TASK DATA -
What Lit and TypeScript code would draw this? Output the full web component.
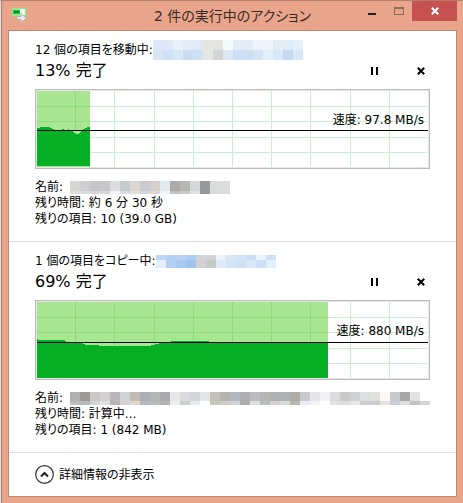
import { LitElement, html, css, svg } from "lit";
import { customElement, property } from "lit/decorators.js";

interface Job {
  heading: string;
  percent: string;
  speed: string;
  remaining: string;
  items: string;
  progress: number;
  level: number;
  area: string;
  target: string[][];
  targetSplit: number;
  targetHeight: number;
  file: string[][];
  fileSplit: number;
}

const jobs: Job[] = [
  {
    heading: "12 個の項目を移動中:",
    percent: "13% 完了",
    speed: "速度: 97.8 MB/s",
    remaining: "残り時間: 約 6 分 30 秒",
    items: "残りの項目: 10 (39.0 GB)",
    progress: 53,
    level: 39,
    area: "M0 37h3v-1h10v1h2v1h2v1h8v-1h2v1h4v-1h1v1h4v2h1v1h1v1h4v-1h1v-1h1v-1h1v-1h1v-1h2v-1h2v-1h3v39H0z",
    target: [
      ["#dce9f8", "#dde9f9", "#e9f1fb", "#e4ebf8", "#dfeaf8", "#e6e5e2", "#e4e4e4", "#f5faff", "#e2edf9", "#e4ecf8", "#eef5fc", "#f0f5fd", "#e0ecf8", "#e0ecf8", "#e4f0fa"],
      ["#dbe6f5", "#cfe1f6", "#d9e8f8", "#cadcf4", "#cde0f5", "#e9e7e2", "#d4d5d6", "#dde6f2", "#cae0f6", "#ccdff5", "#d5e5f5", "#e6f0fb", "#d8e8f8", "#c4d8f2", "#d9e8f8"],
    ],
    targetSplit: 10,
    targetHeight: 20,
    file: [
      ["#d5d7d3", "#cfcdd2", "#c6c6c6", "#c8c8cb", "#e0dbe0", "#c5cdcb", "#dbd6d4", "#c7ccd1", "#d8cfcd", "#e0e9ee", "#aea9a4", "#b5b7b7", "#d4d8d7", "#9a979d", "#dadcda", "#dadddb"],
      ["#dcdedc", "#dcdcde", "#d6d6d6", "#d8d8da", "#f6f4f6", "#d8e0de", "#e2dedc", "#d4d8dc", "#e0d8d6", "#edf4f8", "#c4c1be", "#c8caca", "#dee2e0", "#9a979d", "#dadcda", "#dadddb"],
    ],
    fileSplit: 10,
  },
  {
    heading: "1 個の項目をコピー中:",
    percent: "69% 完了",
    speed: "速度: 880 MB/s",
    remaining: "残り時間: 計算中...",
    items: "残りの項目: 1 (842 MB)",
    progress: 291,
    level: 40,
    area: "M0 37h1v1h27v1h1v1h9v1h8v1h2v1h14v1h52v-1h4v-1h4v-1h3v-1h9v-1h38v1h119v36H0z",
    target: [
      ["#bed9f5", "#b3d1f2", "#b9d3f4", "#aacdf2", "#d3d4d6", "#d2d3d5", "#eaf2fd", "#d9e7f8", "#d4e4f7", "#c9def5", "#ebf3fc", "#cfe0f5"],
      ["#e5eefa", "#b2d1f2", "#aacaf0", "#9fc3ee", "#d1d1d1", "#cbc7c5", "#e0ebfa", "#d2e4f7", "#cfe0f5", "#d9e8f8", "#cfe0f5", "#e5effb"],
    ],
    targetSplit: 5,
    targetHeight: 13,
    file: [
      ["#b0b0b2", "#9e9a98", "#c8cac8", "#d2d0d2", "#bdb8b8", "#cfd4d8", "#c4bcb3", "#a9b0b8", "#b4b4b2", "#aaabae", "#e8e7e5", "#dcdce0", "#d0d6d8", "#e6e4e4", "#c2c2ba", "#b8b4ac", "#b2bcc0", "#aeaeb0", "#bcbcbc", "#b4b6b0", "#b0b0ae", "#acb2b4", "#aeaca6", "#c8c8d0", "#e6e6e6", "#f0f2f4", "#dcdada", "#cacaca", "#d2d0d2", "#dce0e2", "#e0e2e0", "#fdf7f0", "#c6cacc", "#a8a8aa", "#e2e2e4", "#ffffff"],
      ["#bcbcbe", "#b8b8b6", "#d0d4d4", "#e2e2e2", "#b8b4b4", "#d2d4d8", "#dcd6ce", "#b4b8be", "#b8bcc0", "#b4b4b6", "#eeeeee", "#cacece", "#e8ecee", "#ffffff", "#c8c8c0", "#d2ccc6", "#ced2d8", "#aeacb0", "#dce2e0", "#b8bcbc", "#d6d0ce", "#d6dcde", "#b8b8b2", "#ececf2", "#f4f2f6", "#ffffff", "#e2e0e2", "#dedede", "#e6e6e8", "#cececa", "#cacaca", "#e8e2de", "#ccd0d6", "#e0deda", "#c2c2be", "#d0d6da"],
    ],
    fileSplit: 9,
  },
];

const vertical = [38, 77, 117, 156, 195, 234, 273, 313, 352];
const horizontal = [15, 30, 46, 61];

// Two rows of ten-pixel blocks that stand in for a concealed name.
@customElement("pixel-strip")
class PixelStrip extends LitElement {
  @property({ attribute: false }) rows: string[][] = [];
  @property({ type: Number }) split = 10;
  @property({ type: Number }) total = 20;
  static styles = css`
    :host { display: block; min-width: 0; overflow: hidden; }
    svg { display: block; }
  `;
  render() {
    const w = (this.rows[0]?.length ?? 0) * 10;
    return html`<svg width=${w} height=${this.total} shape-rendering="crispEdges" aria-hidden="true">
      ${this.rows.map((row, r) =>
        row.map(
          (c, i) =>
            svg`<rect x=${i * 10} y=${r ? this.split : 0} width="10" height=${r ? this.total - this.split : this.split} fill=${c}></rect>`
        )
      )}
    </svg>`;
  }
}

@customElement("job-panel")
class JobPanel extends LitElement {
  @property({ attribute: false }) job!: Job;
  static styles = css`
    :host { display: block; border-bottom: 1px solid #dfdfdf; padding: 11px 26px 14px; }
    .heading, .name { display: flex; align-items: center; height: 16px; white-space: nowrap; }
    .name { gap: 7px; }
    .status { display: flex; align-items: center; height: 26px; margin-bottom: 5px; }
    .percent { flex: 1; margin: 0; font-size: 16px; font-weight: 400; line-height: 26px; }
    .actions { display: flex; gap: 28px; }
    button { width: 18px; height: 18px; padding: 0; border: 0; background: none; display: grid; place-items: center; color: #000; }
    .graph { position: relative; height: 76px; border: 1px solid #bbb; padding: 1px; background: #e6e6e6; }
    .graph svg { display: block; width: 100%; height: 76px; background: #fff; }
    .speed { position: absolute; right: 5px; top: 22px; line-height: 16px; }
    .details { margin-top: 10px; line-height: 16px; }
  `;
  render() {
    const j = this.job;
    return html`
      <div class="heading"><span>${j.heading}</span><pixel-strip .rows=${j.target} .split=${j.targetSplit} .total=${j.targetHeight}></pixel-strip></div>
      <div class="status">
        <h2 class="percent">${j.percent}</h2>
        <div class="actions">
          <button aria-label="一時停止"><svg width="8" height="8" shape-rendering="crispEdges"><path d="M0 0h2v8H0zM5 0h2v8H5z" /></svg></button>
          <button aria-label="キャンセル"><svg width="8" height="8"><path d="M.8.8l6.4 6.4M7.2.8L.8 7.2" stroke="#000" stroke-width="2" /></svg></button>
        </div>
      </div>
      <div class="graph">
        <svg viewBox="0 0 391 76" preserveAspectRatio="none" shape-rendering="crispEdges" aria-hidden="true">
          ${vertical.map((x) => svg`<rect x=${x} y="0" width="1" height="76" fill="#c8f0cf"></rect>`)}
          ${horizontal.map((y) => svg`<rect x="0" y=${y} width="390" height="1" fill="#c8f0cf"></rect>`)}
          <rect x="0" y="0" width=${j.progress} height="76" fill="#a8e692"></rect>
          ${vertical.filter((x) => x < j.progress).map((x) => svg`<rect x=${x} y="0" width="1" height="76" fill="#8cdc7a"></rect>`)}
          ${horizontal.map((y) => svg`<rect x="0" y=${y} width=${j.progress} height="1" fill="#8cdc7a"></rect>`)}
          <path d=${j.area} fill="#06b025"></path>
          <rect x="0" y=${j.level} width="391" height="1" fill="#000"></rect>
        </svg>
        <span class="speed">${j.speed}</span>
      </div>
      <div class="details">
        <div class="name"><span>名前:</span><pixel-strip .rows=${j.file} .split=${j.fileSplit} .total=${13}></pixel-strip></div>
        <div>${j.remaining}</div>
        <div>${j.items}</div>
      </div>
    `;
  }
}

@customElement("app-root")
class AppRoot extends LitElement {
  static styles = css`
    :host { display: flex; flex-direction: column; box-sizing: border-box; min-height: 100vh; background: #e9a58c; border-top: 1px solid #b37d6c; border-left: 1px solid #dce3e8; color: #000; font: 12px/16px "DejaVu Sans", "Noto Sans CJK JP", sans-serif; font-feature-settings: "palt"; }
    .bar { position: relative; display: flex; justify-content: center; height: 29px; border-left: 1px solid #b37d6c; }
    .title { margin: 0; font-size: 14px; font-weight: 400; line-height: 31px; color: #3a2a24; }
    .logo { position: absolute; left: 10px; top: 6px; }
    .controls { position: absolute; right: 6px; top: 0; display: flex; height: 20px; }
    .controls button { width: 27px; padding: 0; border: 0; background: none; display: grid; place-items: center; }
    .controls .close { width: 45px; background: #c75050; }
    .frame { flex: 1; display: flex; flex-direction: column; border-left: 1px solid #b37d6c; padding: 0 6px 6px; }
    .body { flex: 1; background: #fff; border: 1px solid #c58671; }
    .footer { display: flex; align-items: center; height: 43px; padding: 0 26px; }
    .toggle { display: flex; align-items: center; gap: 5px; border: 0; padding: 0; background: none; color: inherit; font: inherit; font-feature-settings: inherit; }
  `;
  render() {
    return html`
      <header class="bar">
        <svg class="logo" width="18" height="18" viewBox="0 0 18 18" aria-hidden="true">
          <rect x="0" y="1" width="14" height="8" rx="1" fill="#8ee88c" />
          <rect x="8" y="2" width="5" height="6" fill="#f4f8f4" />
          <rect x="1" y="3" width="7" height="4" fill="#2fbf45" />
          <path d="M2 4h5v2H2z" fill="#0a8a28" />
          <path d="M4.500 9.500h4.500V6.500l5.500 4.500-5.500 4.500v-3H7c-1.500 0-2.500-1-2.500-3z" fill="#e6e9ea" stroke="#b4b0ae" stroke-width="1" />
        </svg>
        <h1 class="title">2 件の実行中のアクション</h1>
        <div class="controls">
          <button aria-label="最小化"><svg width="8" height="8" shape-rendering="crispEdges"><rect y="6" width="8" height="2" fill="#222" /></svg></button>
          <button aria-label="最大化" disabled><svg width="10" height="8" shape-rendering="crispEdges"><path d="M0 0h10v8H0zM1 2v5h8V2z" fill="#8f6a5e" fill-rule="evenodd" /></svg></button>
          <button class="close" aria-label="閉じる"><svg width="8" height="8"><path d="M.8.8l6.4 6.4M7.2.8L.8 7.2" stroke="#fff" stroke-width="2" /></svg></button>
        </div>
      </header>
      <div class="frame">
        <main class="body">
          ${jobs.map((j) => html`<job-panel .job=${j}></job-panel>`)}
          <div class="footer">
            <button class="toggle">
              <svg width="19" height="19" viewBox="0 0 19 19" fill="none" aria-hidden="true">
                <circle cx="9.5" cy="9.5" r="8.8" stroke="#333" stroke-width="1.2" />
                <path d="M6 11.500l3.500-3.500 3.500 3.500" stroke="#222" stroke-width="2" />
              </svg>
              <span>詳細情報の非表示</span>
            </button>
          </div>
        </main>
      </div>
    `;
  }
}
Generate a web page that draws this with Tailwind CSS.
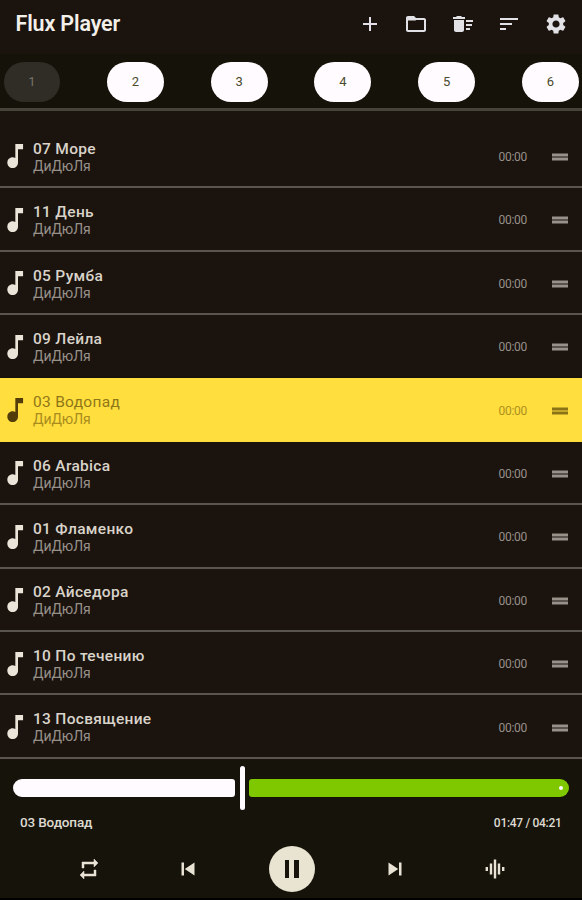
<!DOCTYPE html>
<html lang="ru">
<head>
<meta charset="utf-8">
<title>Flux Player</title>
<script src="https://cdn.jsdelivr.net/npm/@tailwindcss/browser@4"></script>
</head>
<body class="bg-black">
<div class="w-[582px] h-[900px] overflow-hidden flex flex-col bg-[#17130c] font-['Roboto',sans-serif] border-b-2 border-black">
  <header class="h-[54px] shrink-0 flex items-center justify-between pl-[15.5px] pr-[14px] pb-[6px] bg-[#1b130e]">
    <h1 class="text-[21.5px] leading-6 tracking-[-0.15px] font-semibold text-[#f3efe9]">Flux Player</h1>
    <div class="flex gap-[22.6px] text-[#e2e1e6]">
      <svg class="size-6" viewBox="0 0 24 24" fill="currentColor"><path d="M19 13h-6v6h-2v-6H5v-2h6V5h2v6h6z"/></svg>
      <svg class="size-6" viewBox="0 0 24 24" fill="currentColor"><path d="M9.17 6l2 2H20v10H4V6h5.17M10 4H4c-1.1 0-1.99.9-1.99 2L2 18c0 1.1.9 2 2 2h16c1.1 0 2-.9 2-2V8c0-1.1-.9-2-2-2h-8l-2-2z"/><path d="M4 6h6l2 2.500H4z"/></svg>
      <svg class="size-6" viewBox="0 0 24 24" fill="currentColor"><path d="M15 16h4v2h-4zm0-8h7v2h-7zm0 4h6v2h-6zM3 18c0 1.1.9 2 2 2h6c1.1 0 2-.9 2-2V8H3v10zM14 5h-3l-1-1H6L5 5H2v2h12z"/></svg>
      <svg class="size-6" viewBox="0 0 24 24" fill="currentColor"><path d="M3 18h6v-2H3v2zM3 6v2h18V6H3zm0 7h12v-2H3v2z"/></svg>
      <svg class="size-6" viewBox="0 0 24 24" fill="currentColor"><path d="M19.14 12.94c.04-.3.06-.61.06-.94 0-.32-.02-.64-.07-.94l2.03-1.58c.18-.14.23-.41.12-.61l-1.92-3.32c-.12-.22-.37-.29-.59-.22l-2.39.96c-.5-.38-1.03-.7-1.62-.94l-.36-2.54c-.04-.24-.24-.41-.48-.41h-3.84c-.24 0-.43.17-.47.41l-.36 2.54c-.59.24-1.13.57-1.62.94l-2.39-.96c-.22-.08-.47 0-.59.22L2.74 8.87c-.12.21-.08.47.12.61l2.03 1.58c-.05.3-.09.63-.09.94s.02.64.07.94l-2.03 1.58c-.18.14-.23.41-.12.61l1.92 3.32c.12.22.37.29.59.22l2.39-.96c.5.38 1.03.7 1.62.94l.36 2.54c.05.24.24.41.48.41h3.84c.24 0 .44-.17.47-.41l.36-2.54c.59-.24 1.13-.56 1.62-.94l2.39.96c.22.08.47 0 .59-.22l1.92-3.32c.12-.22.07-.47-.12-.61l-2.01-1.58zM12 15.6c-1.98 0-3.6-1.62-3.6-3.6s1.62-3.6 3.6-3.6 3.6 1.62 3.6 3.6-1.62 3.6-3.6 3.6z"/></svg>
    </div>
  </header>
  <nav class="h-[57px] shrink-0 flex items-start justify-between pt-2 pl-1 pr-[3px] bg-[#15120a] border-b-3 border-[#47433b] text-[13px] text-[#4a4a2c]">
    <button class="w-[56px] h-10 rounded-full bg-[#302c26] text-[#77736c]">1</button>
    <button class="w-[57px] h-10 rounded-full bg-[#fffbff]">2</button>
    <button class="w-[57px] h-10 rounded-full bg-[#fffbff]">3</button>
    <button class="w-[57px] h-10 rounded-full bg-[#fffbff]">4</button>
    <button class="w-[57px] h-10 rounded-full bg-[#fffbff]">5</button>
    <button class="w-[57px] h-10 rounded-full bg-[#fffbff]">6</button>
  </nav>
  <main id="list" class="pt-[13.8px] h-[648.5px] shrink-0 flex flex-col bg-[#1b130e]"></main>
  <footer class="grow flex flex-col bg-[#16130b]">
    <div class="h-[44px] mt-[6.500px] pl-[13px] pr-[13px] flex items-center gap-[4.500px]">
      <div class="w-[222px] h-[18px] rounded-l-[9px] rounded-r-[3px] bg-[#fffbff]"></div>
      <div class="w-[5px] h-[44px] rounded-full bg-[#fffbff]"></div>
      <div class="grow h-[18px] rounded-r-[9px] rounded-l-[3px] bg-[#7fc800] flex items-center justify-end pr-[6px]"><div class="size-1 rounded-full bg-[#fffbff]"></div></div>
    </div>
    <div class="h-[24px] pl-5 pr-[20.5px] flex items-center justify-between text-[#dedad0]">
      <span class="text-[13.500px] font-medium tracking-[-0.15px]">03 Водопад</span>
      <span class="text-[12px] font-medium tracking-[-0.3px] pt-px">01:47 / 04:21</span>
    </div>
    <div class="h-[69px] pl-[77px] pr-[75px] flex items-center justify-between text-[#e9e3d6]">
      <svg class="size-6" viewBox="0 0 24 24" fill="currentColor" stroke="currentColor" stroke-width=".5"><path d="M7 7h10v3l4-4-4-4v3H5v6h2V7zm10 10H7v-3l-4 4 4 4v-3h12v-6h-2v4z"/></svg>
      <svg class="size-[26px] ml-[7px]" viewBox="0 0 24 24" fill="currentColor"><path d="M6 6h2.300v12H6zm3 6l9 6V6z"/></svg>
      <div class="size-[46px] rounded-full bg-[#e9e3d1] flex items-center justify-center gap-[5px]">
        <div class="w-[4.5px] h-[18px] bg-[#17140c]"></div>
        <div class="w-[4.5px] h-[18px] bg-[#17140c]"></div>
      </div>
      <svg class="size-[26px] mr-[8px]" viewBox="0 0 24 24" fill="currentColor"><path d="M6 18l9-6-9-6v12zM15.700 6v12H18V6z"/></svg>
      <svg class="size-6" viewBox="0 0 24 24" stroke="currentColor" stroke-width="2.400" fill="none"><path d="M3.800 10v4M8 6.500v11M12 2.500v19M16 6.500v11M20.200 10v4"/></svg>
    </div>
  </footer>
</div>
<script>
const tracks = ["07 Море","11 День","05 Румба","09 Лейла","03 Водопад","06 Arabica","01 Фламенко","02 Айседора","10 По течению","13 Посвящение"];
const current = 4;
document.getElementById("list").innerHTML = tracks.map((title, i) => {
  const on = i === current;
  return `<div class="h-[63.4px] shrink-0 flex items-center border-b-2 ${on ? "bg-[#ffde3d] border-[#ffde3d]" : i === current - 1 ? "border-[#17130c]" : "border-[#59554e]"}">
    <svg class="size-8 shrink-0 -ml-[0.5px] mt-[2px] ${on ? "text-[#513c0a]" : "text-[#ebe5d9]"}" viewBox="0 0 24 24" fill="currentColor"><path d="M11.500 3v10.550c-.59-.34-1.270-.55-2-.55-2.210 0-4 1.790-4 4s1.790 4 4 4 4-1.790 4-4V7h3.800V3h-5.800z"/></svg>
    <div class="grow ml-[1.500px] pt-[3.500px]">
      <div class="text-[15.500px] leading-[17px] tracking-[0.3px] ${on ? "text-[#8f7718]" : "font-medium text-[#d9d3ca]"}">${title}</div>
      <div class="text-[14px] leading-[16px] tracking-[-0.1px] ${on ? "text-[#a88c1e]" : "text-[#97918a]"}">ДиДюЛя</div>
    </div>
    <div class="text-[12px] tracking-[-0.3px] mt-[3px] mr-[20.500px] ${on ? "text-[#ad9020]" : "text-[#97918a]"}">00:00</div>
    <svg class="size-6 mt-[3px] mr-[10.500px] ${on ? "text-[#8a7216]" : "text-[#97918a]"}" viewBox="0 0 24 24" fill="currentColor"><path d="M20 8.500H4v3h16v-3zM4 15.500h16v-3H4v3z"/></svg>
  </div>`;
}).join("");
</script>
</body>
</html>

AIM OF THE EXERCISE - Among the lines of the data above, count those holding "this" and state only the number.

RESULT OF THE TASK - 7